Kimura had previously played live with both Guy and Hemingway in duo settings in 2017, but this trio first came together in The Tyrone Guthrie Centre, an artists' residential retreat in County Monagahan, where musical concepts were shaped prior to this recording. Although only three of the eight tracks are credited as improvised pieces, in fact, the five compositions—three by Guy, one by Kimura and one by Majorcan improvising pianist/composer Agusti Fernández—are simply frameworks for collective improvisation. The dramatic calling card "Intro," which explodes with a hammered two-note piano motif, sets the tone with its tumultuous peaks and tension-filled exploratory plateaus, even in the quietest moments.

The waxing and waning of the collective voice on the lyrical "Blue Horizon" grabs—and holds—the attention as much as the individual virtuosity on show. Here, the ghost of a Japanese melody briefly haunts Kimura's flowing run, on a tune which captivates even more as the trio's steam dissipates. The playing is at its most abstract on "Improvisation on a Painting," where the jagged-nerves intro—all scratching skin, wheezing strings and stabbing keys—gives way to less fractured, sotto voce impressionism. Melody marks both entry points for Kimura's "The Willow Tree Cannot Be Broken by the Snow," a rhapsodic meditation punctuated by unaccompanied drum and bass solos—the storm before the calm.
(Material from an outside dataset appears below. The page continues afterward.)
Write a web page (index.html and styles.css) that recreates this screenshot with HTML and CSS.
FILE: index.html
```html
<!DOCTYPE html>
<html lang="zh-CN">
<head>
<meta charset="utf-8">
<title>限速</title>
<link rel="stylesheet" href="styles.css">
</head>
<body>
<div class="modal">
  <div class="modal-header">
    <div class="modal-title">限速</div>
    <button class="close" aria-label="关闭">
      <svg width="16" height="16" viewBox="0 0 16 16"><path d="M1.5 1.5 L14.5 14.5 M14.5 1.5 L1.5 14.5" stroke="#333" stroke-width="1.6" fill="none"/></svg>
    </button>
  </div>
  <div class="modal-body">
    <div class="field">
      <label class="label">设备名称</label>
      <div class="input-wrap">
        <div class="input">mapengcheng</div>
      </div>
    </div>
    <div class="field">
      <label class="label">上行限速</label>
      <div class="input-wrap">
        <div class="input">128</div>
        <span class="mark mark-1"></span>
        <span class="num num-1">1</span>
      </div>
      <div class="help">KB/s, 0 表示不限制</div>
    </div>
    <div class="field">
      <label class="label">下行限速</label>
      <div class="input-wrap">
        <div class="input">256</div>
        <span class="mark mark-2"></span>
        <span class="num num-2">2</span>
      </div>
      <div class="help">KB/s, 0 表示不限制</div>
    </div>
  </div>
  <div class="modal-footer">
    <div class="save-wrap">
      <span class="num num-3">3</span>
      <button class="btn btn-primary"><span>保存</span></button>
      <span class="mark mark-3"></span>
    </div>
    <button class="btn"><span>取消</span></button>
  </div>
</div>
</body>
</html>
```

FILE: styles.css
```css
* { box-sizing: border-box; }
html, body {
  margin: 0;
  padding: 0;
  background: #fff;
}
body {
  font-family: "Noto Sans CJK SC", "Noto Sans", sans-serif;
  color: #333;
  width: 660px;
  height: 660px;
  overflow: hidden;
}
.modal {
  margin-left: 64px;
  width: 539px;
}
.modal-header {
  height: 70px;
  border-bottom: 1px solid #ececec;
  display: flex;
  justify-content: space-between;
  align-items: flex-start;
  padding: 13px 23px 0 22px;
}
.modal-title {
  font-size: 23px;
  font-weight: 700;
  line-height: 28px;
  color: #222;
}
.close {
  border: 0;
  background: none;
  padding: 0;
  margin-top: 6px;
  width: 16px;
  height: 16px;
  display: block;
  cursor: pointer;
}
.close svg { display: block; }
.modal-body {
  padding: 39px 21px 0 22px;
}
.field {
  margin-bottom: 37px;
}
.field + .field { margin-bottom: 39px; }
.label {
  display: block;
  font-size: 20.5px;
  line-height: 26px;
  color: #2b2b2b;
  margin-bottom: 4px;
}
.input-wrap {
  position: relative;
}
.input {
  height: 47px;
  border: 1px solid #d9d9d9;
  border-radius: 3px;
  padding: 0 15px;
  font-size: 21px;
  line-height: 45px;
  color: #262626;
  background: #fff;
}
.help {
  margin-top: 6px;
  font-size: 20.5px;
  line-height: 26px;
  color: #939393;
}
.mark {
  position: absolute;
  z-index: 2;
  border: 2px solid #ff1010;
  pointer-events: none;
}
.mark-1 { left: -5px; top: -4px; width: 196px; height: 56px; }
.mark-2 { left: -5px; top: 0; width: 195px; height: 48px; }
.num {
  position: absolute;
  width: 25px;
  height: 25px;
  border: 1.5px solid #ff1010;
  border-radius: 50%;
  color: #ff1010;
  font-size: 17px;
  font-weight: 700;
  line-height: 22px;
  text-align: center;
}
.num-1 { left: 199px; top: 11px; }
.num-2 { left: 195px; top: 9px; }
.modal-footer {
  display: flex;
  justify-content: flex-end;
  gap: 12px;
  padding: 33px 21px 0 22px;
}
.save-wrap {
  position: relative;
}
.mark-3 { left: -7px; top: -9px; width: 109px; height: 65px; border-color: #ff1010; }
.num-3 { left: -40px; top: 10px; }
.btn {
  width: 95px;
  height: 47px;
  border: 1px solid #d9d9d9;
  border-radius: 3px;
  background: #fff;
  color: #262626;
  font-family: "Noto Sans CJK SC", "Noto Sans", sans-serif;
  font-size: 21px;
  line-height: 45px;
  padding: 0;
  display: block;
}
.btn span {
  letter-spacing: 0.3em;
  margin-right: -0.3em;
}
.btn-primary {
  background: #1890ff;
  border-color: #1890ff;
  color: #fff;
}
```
The conceptual nature of this music is encapsulated in Guy's reading of a poem by 8th century Chinese Zen teacher Sekito Kisen, by way of introduction to "Improvisation on Light and Shadow": "In the light there is darkness, but don't take it as darkness, in the dark there is light, but don't see it as light. Light and dark oppose one another like the front and back feet in walking." Kisen, you feel, would have recognized the symbiosis in the trio's silences and tumult, in its deft tip-toeing and intense stride, in its caressing play and avalanches of emotion, its simultaneous embrace of form and freedom.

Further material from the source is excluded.